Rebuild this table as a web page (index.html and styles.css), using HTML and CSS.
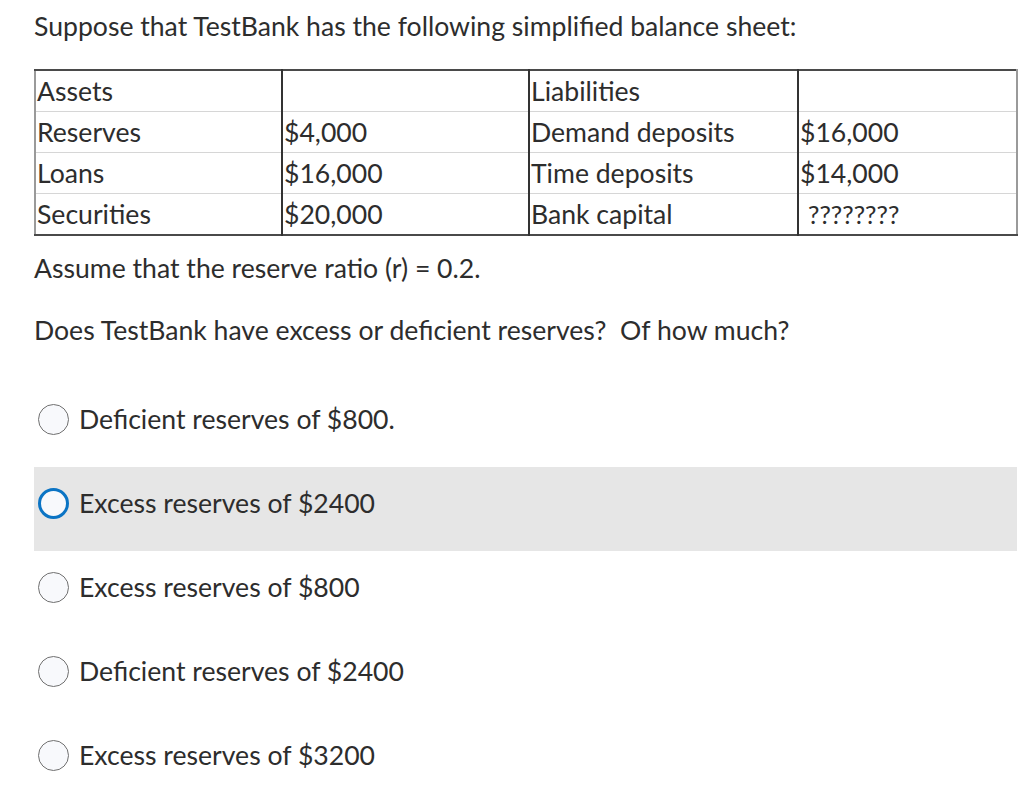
FILE: index.html
```html
<!DOCTYPE html>
<html>
<head>
<meta charset="utf-8">
<link rel="stylesheet" href="styles.css">
</head>
<body>
<div class="page">
  <p class="title">Suppose that TestBank has the following simplified balance sheet:</p>
  <table class="sheet">
    <colgroup><col class="c1"><col class="c2"><col class="c3"><col class="c4"></colgroup>
    <tr><td>Assets</td><td></td><td>Liabilities</td><td></td></tr>
    <tr><td>Reserves</td><td>$4,000</td><td>Demand deposits</td><td>$16,000</td></tr>
    <tr><td>Loans</td><td>$16,000</td><td>Time deposits</td><td>$14,000</td></tr>
    <tr><td>Securities</td><td>$20,000</td><td>Bank capital</td><td class="q">????????</td></tr>
  </table>
  <p class="assume">Assume that the reserve ratio (r) = 0.2.</p>
  <p class="question">Does TestBank have excess or deficient reserves?&nbsp; Of how much?</p>
  <div class="options">
    <div class="option"><span class="radio"></span><span>Deficient reserves of $800.</span></div>
    <div class="option hover"><span class="radio focus"></span><span>Excess reserves of $2400</span></div>
    <div class="option"><span class="radio"></span><span>Excess reserves of $800</span></div>
    <div class="option"><span class="radio"></span><span>Deficient reserves of $2400</span></div>
    <div class="option"><span class="radio"></span><span>Excess reserves of $3200</span></div>
  </div>
</div>
</body>
</html>
```

FILE: styles.css
```css
html, body {
  margin: 0;
  padding: 0;
  background: #fff;
}
body {
  font-family: Lato, "Open Sans", sans-serif;
  color: #2d2d2d;
  font-size: 26.6px;
}
.page {
  padding: 0 7px 0 34px;
}
.title {
  margin: 0;
  padding-top: 10px;
  line-height: 32px;
}
.sheet {
  margin-top: 27px;
  width: 982px;
  border-collapse: collapse;
  table-layout: fixed;
  font-size: 26.6px;
  border-top: 2px solid #4a4a4a;
  border-bottom: 2px solid #4a4a4a;
  border-left: 2px solid #9a9a9a;
  border-right: 2px solid #9a9a9a;
}
.c1 { width: 247px; }
.c2 { width: 247px; }
.c3 { width: 269px; }
.c4 { width: 219px; }
.sheet td {
  height: 40px;
  padding: 0 0 0 1px;
  line-height: 32px;
  border-top: 1px solid #d6d6d6;
  border-left: 2px solid #333;
  vertical-align: middle;
  white-space: nowrap;
}
.sheet td:first-child { border-left: none; }
.sheet tr:first-child td { border-top: none; }
.sheet td.q {
  padding-left: 9px;
  font-size: 25.5px;
}
.assume {
  margin: 16px 0 0;
  line-height: 32px;
}
.question {
  margin: 30px 0 0;
  line-height: 32px;
}
.options {
  margin-top: 37px;
  display: flex;
  flex-direction: column;
}
.option {
  height: 84px;
  box-sizing: border-box;
  padding-bottom: 12px;
  display: flex;
  align-items: center;
  gap: 10px;
  padding-left: 4px;
  line-height: 32px;
}
.option.hover {
  background: #e6e6e6;
}
.radio {
  width: 31px;
  height: 31px;
  box-sizing: border-box;
  border-radius: 50%;
  border: 1.5px solid #707070;
  background: #f8f9fc;
  flex: none;
}
.radio.focus {
  border: 3px solid #0b74c4;
}
```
=====
▶ [WHAT YOU SHOULD DO]
Set down the material above as is, without any pictures.

▶ [REPLY TO THE EXERCISE]
Rebuild this table as a web page (index.html and styles.css), using HTML and CSS.
FILE: index.html
```html
<!DOCTYPE html>
<html>
<head>
<meta charset="utf-8">
<link rel="stylesheet" href="styles.css">
</head>
<body>
<div class="page">
  <p class="title">Suppose that TestBank has the following simplified balance sheet:</p>
  <table class="sheet">
    <colgroup><col class="c1"><col class="c2"><col class="c3"><col class="c4"></colgroup>
    <tr><td>Assets</td><td></td><td>Liabilities</td><td></td></tr>
    <tr><td>Reserves</td><td>$4,000</td><td>Demand deposits</td><td>$16,000</td></tr>
    <tr><td>Loans</td><td>$16,000</td><td>Time deposits</td><td>$14,000</td></tr>
    <tr><td>Securities</td><td>$20,000</td><td>Bank capital</td><td class="q">????????</td></tr>
  </table>
  <p class="assume">Assume that the reserve ratio (r) = 0.2.</p>
  <p class="question">Does TestBank have excess or deficient reserves?&nbsp; Of how much?</p>
  <div class="options">
    <div class="option"><span class="radio"></span><span>Deficient reserves of $800.</span></div>
    <div class="option hover"><span class="radio focus"></span><span>Excess reserves of $2400</span></div>
    <div class="option"><span class="radio"></span><span>Excess reserves of $800</span></div>
    <div class="option"><span class="radio"></span><span>Deficient reserves of $2400</span></div>
    <div class="option"><span class="radio"></span><span>Excess reserves of $3200</span></div>
  </div>
</div>
</body>
</html>
```

FILE: styles.css
```css
html, body {
  margin: 0;
  padding: 0;
  background: #fff;
}
body {
  font-family: Lato, "Open Sans", sans-serif;
  color: #2d2d2d;
  font-size: 26.6px;
}
.page {
  padding: 0 7px 0 34px;
}
.title {
  margin: 0;
  padding-top: 10px;
  line-height: 32px;
}
.sheet {
  margin-top: 27px;
  width: 982px;
  border-collapse: collapse;
  table-layout: fixed;
  font-size: 26.6px;
  border-top: 2px solid #4a4a4a;
  border-bottom: 2px solid #4a4a4a;
  border-left: 2px solid #9a9a9a;
  border-right: 2px solid #9a9a9a;
}
.c1 { width: 247px; }
.c2 { width: 247px; }
.c3 { width: 269px; }
.c4 { width: 219px; }
.sheet td {
  height: 40px;
  padding: 0 0 0 1px;
  line-height: 32px;
  border-top: 1px solid #d6d6d6;
  border-left: 2px solid #333;
  vertical-align: middle;
  white-space: nowrap;
}
.sheet td:first-child { border-left: none; }
.sheet tr:first-child td { border-top: none; }
.sheet td.q {
  padding-left: 9px;
  font-size: 25.5px;
}
.assume {
  margin: 16px 0 0;
  line-height: 32px;
}
.question {
  margin: 30px 0 0;
  line-height: 32px;
}
.options {
  margin-top: 37px;
  display: flex;
  flex-direction: column;
}
.option {
  height: 84px;
  box-sizing: border-box;
  padding-bottom: 12px;
  display: flex;
  align-items: center;
  gap: 10px;
  padding-left: 4px;
  line-height: 32px;
}
.option.hover {
  background: #e6e6e6;
}
.radio {
  width: 31px;
  height: 31px;
  box-sizing: border-box;
  border-radius: 50%;
  border: 1.5px solid #707070;
  background: #f8f9fc;
  flex: none;
}
.radio.focus {
  border: 3px solid #0b74c4;
}
```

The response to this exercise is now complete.